Yes the Economy was Slowing but it was Still Growing even though at a reduced rate.

Infrastructure Repair and Expansion is actually a Good thing for the Economy and actually is very effective when Centrally Planned.

Chernenko had drafted the Twelfth Five Year Plan to address many Economic and Development Concerns but Gorbachev essentially Scrapped it and went with the Terribly Planned Perestroika instead which was Disastrous.

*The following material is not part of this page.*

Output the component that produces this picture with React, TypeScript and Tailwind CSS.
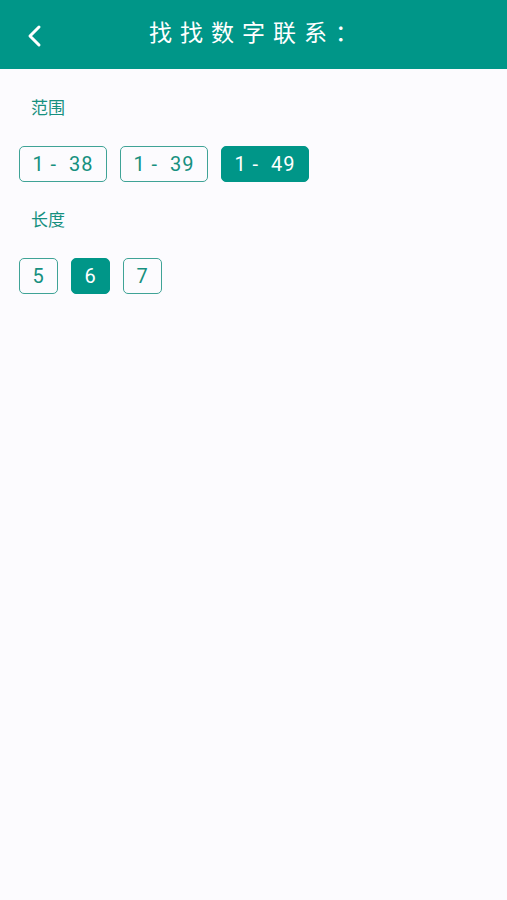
import React from "react";

const font = { fontFamily: 'Roboto, "Noto Sans CJK SC", sans-serif' };

function Chip({ label, active, wide }: { label: string; active?: boolean; wide?: boolean }) {
  return (
    <div
      className={`h-[36px] ${wide ? "w-[88px]" : "w-[39px]"} rounded-[5px] flex items-center justify-center text-[20px] tracking-[1px] whitespace-pre ${
        active ? "bg-[#009688] text-white border-[1.5px] border-[#009688]" : "border-[1.5px] border-[#3fa396] text-[#16907f]"
      }`}
    >
      {label}
    </div>
  );
}

export default function App() {
  return (
    <div className="min-h-[900px] w-full bg-[#fcfbfe]" style={font}>
      <div className="h-[69px] bg-[#009688] relative flex items-center justify-center">
        <svg className="absolute left-[26px] top-[24px]" width="18" height="24" viewBox="0 0 18 24">
          <path d="M13 3 L4 12 L13 21" fill="none" stroke="white" strokeWidth="3" strokeLinecap="round" strokeLinejoin="round" />
        </svg>
        <div className="text-white text-[23px] tracking-[8px] pl-[8px]">找找数字联系：</div>
      </div>
      <div className="px-[19px]">
        <div className="pt-[27px] pl-[12px] text-[17px] text-[#16907f] leading-[24px]">范围</div>
        <div className="mt-[26px] flex gap-[13px]">
          <Chip label="1 -  38" wide />
          <Chip label="1 -  39" wide />
          <Chip label="1 -  49" wide active />
        </div>
        <div className="mt-[26px] pl-[12px] text-[17px] text-[#16907f] leading-[24px]">长度</div>
        <div className="mt-[26px] flex gap-[13px]">
          <Chip label="5" />
          <Chip label="6" active />
          <Chip label="7" />
        </div>
      </div>
    </div>
  );
}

The "Tensions" in Eastern Europe would have been easy to Suupress but Gorbachev allowex them and added to the mess with Glasnost and a witholding of support and pressure upon Eastern European Govts and Leaders.
 

LordKalvert

Banned
You can't just write off the Soviets. Even though they were economically backward and could no longer compete with the West, they retained many latent strengths. Above all their nuclear weapons

Depends on what Romanov finally does in power but a simple retrenchment where the Soviets gave up their worldwide pretensions, dissolved the last vestiges of independence in Eastern Europe- not hard when you already occupy the countries- and slid into a North Korea type where the elite cares only about its internal power is a distinct possibility

The country could also progress along the lines of an authoritarian country where the economy is loosened but the politics remain closed.